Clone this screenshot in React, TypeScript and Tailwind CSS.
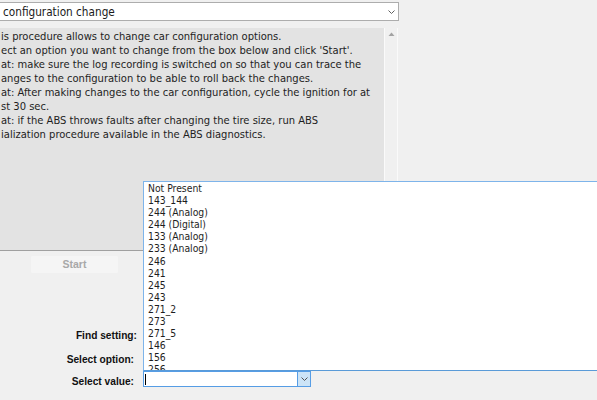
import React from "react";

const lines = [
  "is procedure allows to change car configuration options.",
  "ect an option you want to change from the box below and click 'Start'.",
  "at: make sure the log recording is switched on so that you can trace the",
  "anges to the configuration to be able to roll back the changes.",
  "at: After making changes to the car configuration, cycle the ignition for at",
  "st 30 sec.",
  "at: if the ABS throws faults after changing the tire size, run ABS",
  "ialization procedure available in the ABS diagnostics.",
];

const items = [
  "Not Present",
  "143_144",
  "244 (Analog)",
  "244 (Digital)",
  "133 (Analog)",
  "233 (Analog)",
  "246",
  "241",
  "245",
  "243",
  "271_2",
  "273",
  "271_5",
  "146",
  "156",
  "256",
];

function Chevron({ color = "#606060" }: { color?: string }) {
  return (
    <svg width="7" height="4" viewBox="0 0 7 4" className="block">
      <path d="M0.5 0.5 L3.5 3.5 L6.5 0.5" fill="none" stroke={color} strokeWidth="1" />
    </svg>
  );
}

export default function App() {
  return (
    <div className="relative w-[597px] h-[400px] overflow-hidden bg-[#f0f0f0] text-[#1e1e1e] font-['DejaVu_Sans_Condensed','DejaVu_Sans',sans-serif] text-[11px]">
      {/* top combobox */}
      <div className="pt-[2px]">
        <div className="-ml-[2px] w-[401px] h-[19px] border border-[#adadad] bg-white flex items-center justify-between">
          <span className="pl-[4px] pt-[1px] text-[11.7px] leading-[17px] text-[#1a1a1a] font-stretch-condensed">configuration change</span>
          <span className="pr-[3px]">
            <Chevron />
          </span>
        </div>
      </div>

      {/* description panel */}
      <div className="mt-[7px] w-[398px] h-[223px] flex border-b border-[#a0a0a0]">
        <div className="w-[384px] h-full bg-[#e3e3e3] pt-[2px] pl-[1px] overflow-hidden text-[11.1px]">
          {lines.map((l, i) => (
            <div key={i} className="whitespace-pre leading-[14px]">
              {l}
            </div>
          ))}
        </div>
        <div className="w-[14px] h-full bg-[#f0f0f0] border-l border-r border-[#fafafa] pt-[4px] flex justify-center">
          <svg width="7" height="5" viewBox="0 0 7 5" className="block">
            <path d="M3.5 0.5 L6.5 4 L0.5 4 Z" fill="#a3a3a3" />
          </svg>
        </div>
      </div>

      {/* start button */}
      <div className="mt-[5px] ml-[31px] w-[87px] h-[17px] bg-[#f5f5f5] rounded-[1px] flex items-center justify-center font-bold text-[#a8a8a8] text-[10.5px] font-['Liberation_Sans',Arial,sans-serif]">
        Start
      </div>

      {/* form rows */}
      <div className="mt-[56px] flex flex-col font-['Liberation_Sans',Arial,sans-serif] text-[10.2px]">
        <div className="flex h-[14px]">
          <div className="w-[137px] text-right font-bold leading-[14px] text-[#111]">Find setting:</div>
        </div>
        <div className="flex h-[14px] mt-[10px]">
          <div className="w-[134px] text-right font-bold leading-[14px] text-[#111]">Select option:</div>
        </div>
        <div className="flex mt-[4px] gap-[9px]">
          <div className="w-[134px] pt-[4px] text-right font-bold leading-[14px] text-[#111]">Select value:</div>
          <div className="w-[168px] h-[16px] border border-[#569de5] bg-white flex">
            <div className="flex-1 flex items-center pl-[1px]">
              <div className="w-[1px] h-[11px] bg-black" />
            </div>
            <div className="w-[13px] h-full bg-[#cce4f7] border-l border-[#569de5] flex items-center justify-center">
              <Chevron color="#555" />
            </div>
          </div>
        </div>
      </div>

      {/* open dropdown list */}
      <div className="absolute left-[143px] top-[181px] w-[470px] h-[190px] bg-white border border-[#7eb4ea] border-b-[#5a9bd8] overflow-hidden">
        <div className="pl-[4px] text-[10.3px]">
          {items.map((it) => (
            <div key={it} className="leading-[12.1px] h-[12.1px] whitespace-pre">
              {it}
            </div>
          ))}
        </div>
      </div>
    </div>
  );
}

**OBJECTIVE:** Images in the data above are to be skipped. Retype all other material exactly.

**TASK SOLUTION:**
Clone this screenshot in React, TypeScript and Tailwind CSS.
import React from "react";

const lines = [
  "is procedure allows to change car configuration options.",
  "ect an option you want to change from the box below and click 'Start'.",
  "at: make sure the log recording is switched on so that you can trace the",
  "anges to the configuration to be able to roll back the changes.",
  "at: After making changes to the car configuration, cycle the ignition for at",
  "st 30 sec.",
  "at: if the ABS throws faults after changing the tire size, run ABS",
  "ialization procedure available in the ABS diagnostics.",
];

const items = [
  "Not Present",
  "143_144",
  "244 (Analog)",
  "244 (Digital)",
  "133 (Analog)",
  "233 (Analog)",
  "246",
  "241",
  "245",
  "243",
  "271_2",
  "273",
  "271_5",
  "146",
  "156",
  "256",
];

function Chevron({ color = "#606060" }: { color?: string }) {
  return (
    <svg width="7" height="4" viewBox="0 0 7 4" className="block">
      <path d="M0.5 0.5 L3.5 3.5 L6.5 0.5" fill="none" stroke={color} strokeWidth="1" />
    </svg>
  );
}

export default function App() {
  return (
    <div className="relative w-[597px] h-[400px] overflow-hidden bg-[#f0f0f0] text-[#1e1e1e] font-['DejaVu_Sans_Condensed','DejaVu_Sans',sans-serif] text-[11px]">
      {/* top combobox */}
      <div className="pt-[2px]">
        <div className="-ml-[2px] w-[401px] h-[19px] border border-[#adadad] bg-white flex items-center justify-between">
          <span className="pl-[4px] pt-[1px] text-[11.7px] leading-[17px] text-[#1a1a1a] font-stretch-condensed">configuration change</span>
          <span className="pr-[3px]">
            <Chevron />
          </span>
        </div>
      </div>

      {/* description panel */}
      <div className="mt-[7px] w-[398px] h-[223px] flex border-b border-[#a0a0a0]">
        <div className="w-[384px] h-full bg-[#e3e3e3] pt-[2px] pl-[1px] overflow-hidden text-[11.1px]">
          {lines.map((l, i) => (
            <div key={i} className="whitespace-pre leading-[14px]">
              {l}
            </div>
          ))}
        </div>
        <div className="w-[14px] h-full bg-[#f0f0f0] border-l border-r border-[#fafafa] pt-[4px] flex justify-center">
          <svg width="7" height="5" viewBox="0 0 7 5" className="block">
            <path d="M3.5 0.5 L6.5 4 L0.5 4 Z" fill="#a3a3a3" />
          </svg>
        </div>
      </div>

      {/* start button */}
      <div className="mt-[5px] ml-[31px] w-[87px] h-[17px] bg-[#f5f5f5] rounded-[1px] flex items-center justify-center font-bold text-[#a8a8a8] text-[10.5px] font-['Liberation_Sans',Arial,sans-serif]">
        Start
      </div>

      {/* form rows */}
      <div className="mt-[56px] flex flex-col font-['Liberation_Sans',Arial,sans-serif] text-[10.2px]">
        <div className="flex h-[14px]">
          <div className="w-[137px] text-right font-bold leading-[14px] text-[#111]">Find setting:</div>
        </div>
        <div className="flex h-[14px] mt-[10px]">
          <div className="w-[134px] text-right font-bold leading-[14px] text-[#111]">Select option:</div>
        </div>
        <div className="flex mt-[4px] gap-[9px]">
          <div className="w-[134px] pt-[4px] text-right font-bold leading-[14px] text-[#111]">Select value:</div>
          <div className="w-[168px] h-[16px] border border-[#569de5] bg-white flex">
            <div className="flex-1 flex items-center pl-[1px]">
              <div className="w-[1px] h-[11px] bg-black" />
            </div>
            <div className="w-[13px] h-full bg-[#cce4f7] border-l border-[#569de5] flex items-center justify-center">
              <Chevron color="#555" />
            </div>
          </div>
        </div>
      </div>

      {/* open dropdown list */}
      <div className="absolute left-[143px] top-[181px] w-[470px] h-[190px] bg-white border border-[#7eb4ea] border-b-[#5a9bd8] overflow-hidden">
        <div className="pl-[4px] text-[10.3px]">
          {items.map((it) => (
            <div key={it} className="leading-[12.1px] h-[12.1px] whitespace-pre">
              {it}
            </div>
          ))}
        </div>
      </div>
    </div>
  );
}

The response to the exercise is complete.